Learning mathematics means having conceptual understanding of mathematical big ideas. This is important at all levels of study. Students should be able to see relationships between numbers, use those numbers and their relationships to solve problems, and to explain their thinking.
So, how do we provide students with opportunities to explore and build mathematical ideas? Try establishing a classroom routine that includes time for Number Talks and Mental Math Strings. Number Talks and Math Strings are one way to develop mathematical reasoning while promoting teacher-student and student-student classroom discourse. Number Talks and Math Strings also help students to make sense of numbers, number relationships and number operations.
Another effective curriculum is the Contexts for Learning Units. These replacement units help students explore a specific mathematical idea using one or two problems within a relevant context. For example, in the unit The Teacher's Lounge, fourth and fifth grade students are asked to determine how many students should be put into each group if there are 100 students and 13 chaperones for an upcoming field trip. After solving the problem, students share their thinking by creating a poster, viewing their peer's work during a gallery walk, and participating in a class discussion of strategies.
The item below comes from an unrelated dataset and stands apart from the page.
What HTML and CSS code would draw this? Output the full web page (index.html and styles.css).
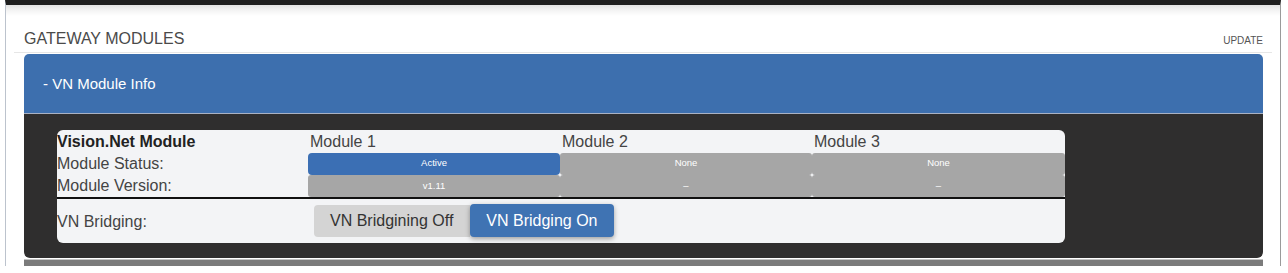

The Contexts for Learning Units provide excellent opportunities for students to develop their understanding of concepts.
It is extremely important to ask effective questions when promoting mathematical discourse in your classroom. Discourse happens throughout the school day. Our goal should be to deepen student thinking so that students expand their skills and abilities. Try asking, "Does that strategy always work?" or "Can you make a model to show that?" Effective questions help students to explore math concepts in a deeper and richer way.